- [THE EXERCISE]: Print the entire listing. Each line must match the original exactly.

──────────────────────────────

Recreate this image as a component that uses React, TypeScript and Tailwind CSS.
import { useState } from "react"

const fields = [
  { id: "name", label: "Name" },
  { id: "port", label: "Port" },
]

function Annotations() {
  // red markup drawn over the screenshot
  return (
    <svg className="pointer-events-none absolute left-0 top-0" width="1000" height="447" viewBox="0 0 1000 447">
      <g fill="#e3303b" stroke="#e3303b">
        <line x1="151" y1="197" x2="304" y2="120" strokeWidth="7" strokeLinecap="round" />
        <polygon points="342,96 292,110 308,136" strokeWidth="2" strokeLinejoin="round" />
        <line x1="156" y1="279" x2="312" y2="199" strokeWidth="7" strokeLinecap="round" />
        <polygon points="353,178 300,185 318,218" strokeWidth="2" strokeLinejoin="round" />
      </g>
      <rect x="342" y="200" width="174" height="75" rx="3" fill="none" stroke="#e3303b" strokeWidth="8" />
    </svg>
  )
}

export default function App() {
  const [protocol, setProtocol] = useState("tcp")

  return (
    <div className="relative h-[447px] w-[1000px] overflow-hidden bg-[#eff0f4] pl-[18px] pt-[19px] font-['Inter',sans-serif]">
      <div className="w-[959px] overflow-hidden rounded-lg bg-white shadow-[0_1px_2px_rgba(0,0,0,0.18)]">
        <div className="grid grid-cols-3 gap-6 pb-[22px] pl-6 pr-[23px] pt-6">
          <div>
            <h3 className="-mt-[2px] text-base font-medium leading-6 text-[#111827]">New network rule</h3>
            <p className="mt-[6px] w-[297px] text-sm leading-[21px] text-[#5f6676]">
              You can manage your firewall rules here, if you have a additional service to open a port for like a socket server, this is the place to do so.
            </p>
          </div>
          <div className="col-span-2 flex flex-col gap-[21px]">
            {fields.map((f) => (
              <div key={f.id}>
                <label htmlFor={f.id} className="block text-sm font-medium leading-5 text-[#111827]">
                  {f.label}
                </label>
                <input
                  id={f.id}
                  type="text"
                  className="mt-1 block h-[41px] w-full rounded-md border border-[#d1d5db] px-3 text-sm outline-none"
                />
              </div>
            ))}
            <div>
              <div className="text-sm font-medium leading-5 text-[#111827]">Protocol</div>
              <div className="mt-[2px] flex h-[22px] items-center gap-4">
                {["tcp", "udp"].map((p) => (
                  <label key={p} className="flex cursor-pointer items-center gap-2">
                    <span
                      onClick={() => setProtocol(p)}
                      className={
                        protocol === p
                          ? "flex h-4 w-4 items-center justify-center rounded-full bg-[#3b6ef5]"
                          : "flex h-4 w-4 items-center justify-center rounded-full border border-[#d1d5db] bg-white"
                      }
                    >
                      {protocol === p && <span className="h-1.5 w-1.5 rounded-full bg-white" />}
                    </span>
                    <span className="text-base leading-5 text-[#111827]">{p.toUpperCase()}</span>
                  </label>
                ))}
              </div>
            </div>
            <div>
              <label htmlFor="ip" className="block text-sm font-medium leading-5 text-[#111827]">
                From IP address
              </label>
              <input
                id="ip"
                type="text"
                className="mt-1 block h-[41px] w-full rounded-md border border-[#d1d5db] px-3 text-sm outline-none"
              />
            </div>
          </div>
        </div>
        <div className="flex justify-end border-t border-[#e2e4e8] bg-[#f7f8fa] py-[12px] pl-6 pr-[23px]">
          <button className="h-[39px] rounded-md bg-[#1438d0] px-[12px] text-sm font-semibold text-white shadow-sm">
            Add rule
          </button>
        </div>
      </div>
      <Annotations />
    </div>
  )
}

──────────────────────────────

- [WRITTEN ANSWER]:
Recreate this image as a component that uses React, TypeScript and Tailwind CSS.
import { useState } from "react"

const fields = [
  { id: "name", label: "Name" },
  { id: "port", label: "Port" },
]

function Annotations() {
  // red markup drawn over the screenshot
  return (
    <svg className="pointer-events-none absolute left-0 top-0" width="1000" height="447" viewBox="0 0 1000 447">
      <g fill="#e3303b" stroke="#e3303b">
        <line x1="151" y1="197" x2="304" y2="120" strokeWidth="7" strokeLinecap="round" />
        <polygon points="342,96 292,110 308,136" strokeWidth="2" strokeLinejoin="round" />
        <line x1="156" y1="279" x2="312" y2="199" strokeWidth="7" strokeLinecap="round" />
        <polygon points="353,178 300,185 318,218" strokeWidth="2" strokeLinejoin="round" />
      </g>
      <rect x="342" y="200" width="174" height="75" rx="3" fill="none" stroke="#e3303b" strokeWidth="8" />
    </svg>
  )
}

export default function App() {
  const [protocol, setProtocol] = useState("tcp")

  return (
    <div className="relative h-[447px] w-[1000px] overflow-hidden bg-[#eff0f4] pl-[18px] pt-[19px] font-['Inter',sans-serif]">
      <div className="w-[959px] overflow-hidden rounded-lg bg-white shadow-[0_1px_2px_rgba(0,0,0,0.18)]">
        <div className="grid grid-cols-3 gap-6 pb-[22px] pl-6 pr-[23px] pt-6">
          <div>
            <h3 className="-mt-[2px] text-base font-medium leading-6 text-[#111827]">New network rule</h3>
            <p className="mt-[6px] w-[297px] text-sm leading-[21px] text-[#5f6676]">
              You can manage your firewall rules here, if you have a additional service to open a port for like a socket server, this is the place to do so.
            </p>
          </div>
          <div className="col-span-2 flex flex-col gap-[21px]">
            {fields.map((f) => (
              <div key={f.id}>
                <label htmlFor={f.id} className="block text-sm font-medium leading-5 text-[#111827]">
                  {f.label}
                </label>
                <input
                  id={f.id}
                  type="text"
                  className="mt-1 block h-[41px] w-full rounded-md border border-[#d1d5db] px-3 text-sm outline-none"
                />
              </div>
            ))}
            <div>
              <div className="text-sm font-medium leading-5 text-[#111827]">Protocol</div>
              <div className="mt-[2px] flex h-[22px] items-center gap-4">
                {["tcp", "udp"].map((p) => (
                  <label key={p} className="flex cursor-pointer items-center gap-2">
                    <span
                      onClick={() => setProtocol(p)}
                      className={
                        protocol === p
                          ? "flex h-4 w-4 items-center justify-center rounded-full bg-[#3b6ef5]"
                          : "flex h-4 w-4 items-center justify-center rounded-full border border-[#d1d5db] bg-white"
                      }
                    >
                      {protocol === p && <span className="h-1.5 w-1.5 rounded-full bg-white" />}
                    </span>
                    <span className="text-base leading-5 text-[#111827]">{p.toUpperCase()}</span>
                  </label>
                ))}
              </div>
            </div>
            <div>
              <label htmlFor="ip" className="block text-sm font-medium leading-5 text-[#111827]">
                From IP address
              </label>
              <input
                id="ip"
                type="text"
                className="mt-1 block h-[41px] w-full rounded-md border border-[#d1d5db] px-3 text-sm outline-none"
              />
            </div>
          </div>
        </div>
        <div className="flex justify-end border-t border-[#e2e4e8] bg-[#f7f8fa] py-[12px] pl-6 pr-[23px]">
          <button className="h-[39px] rounded-md bg-[#1438d0] px-[12px] text-sm font-semibold text-white shadow-sm">
            Add rule
          </button>
        </div>
      </div>
      <Annotations />
    </div>
  )
}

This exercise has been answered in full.